Do this: Each line that includes the word "screenshot" counts once; give the total and nothing more.

[Information given start]

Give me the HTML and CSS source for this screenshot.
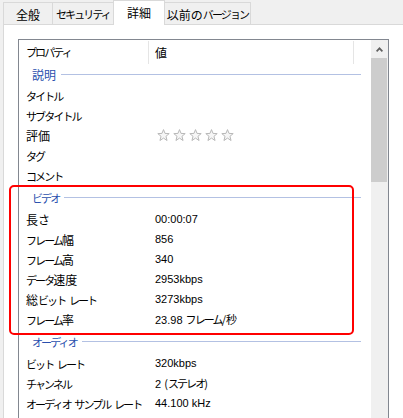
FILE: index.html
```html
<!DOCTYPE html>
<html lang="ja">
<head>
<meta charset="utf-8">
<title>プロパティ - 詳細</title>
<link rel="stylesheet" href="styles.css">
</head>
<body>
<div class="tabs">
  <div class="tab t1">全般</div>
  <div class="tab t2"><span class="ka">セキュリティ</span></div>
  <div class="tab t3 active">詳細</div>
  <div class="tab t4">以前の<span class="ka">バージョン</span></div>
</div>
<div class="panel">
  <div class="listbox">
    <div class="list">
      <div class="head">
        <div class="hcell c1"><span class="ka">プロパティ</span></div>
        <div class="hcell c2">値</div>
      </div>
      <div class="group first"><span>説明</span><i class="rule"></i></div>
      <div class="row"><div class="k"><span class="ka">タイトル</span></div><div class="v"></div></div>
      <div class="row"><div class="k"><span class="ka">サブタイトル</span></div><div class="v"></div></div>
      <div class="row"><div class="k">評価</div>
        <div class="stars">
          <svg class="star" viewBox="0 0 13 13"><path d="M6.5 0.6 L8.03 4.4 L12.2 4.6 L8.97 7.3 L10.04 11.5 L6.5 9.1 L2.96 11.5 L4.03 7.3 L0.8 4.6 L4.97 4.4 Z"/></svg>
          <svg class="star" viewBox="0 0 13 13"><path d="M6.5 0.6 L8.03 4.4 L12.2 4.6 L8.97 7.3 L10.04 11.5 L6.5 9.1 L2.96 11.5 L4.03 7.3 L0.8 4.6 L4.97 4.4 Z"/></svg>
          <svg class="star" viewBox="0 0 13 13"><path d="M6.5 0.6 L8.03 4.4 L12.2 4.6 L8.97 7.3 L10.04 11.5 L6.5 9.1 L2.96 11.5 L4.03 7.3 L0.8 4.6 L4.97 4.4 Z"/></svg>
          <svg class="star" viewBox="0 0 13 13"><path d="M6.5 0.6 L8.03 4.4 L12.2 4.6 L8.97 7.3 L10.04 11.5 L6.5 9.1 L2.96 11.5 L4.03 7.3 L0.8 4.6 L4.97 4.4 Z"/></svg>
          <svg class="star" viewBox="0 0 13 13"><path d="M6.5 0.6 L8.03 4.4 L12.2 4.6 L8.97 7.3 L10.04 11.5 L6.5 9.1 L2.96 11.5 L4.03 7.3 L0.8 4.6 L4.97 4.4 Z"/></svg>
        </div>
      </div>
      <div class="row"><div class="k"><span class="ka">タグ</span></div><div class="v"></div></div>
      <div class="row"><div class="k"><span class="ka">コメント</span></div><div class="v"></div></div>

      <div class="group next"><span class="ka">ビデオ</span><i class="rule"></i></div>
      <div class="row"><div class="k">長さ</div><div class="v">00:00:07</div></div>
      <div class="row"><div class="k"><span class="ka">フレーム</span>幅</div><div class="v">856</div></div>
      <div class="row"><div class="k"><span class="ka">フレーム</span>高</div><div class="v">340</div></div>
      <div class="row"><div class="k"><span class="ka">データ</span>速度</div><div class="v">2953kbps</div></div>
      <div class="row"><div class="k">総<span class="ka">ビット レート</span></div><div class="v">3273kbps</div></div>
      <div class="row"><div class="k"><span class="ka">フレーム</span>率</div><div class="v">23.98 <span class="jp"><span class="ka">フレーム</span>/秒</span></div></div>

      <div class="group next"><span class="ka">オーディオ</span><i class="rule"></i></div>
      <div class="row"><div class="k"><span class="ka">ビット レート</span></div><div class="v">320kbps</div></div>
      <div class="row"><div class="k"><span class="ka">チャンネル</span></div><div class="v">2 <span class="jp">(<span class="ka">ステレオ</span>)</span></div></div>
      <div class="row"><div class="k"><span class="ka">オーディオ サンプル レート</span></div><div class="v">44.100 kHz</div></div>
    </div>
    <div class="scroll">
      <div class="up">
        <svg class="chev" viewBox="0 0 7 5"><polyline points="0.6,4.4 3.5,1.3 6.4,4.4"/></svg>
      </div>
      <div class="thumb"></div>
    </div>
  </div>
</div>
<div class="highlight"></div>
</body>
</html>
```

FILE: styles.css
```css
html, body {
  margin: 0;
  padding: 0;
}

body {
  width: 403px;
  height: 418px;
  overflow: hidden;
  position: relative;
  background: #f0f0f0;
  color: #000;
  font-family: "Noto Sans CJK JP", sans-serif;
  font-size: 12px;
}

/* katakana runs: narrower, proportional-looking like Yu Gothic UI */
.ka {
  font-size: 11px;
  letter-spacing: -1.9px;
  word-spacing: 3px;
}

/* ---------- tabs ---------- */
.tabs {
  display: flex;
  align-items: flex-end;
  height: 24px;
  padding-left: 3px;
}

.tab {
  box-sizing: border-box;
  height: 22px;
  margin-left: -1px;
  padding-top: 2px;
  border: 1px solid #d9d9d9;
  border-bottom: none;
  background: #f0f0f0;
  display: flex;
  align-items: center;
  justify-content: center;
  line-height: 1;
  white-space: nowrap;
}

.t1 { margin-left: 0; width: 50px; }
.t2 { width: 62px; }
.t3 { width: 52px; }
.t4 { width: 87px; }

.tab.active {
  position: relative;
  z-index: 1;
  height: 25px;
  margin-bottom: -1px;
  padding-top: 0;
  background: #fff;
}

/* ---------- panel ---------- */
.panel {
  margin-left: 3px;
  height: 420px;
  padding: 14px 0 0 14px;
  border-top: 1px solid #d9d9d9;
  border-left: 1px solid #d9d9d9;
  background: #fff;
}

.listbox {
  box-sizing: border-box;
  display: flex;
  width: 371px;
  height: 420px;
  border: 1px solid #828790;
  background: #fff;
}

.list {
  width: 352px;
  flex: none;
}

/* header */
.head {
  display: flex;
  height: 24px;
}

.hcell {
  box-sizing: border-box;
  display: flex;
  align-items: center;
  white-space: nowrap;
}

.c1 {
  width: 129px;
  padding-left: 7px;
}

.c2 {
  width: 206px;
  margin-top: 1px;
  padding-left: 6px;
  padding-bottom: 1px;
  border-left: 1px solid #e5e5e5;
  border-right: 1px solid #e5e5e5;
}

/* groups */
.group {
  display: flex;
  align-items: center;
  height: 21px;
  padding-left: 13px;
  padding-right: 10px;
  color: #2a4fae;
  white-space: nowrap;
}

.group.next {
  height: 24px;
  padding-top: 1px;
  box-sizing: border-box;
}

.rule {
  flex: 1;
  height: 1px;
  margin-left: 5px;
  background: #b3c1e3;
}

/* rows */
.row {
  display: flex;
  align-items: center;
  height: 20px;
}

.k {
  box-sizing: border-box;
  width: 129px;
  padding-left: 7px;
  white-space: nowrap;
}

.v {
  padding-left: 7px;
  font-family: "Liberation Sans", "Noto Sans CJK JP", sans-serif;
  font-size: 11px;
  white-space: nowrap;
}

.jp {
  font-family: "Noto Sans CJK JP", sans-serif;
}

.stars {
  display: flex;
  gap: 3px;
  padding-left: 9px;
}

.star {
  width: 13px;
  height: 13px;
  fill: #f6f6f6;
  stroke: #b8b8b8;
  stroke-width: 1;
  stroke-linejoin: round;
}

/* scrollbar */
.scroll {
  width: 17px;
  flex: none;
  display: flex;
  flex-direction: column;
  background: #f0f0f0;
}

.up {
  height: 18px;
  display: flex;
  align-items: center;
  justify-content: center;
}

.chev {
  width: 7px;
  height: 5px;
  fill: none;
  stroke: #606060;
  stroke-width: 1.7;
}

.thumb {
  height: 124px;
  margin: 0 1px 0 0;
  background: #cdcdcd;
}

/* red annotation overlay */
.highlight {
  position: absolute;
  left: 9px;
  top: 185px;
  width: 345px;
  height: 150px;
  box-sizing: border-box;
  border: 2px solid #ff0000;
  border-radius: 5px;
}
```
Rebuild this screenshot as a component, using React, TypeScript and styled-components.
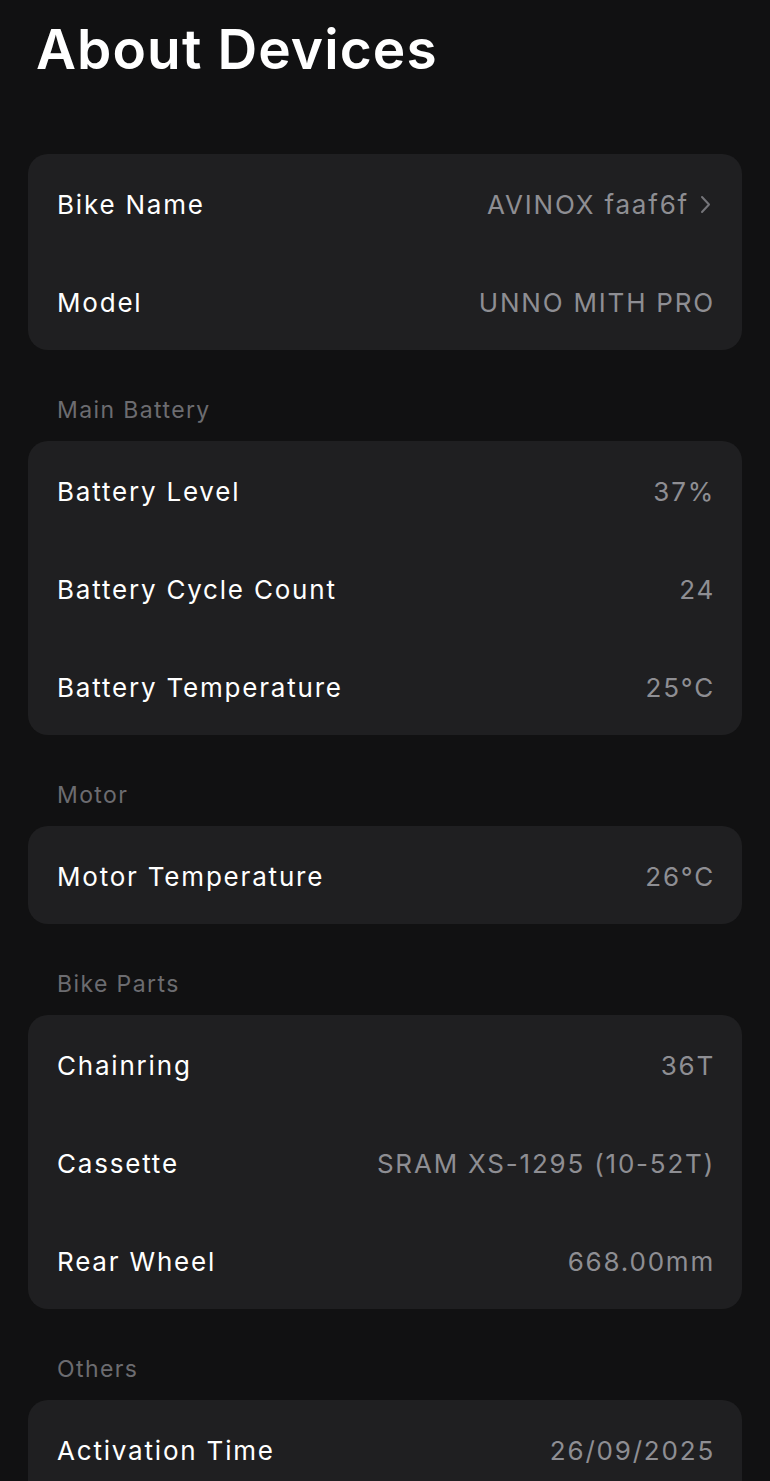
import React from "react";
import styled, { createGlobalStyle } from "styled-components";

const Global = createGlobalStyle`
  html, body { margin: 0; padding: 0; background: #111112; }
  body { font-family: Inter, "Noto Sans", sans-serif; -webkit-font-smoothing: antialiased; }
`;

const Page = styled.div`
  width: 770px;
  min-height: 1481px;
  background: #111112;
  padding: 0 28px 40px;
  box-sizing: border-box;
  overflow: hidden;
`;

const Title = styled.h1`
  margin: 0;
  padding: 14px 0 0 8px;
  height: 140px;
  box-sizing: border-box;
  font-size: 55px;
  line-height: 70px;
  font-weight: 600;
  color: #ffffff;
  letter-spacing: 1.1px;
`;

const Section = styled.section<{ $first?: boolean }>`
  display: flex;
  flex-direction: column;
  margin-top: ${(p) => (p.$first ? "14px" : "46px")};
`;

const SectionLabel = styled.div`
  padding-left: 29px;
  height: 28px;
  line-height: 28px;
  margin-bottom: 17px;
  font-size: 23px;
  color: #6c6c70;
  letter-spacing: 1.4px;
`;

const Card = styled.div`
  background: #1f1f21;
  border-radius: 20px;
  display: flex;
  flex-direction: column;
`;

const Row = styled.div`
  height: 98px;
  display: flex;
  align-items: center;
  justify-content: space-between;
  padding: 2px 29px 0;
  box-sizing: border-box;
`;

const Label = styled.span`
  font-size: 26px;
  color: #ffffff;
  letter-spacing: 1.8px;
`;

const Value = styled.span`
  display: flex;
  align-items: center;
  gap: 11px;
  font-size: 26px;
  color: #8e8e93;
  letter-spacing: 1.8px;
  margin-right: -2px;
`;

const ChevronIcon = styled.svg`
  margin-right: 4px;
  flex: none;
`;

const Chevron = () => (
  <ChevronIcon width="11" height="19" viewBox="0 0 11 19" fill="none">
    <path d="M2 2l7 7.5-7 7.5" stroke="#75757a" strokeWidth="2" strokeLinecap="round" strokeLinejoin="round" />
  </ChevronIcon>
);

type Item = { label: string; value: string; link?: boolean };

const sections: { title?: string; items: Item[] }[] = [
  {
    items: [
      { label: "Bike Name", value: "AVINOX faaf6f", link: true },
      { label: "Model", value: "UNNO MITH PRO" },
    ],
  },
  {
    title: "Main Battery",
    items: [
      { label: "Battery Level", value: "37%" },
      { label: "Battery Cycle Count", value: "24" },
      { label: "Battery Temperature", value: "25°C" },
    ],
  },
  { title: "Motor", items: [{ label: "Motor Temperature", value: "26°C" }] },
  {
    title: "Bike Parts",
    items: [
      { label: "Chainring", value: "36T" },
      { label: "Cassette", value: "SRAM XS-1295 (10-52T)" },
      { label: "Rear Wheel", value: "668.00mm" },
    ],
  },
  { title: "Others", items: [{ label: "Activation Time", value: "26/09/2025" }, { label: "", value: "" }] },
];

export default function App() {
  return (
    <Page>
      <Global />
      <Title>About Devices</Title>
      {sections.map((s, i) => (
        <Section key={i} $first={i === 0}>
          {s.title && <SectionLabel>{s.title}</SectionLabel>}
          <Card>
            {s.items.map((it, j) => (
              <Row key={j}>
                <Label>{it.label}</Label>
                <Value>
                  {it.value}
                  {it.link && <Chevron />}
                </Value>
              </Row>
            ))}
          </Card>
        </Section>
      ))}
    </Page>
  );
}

[Information given end]

Task output: 2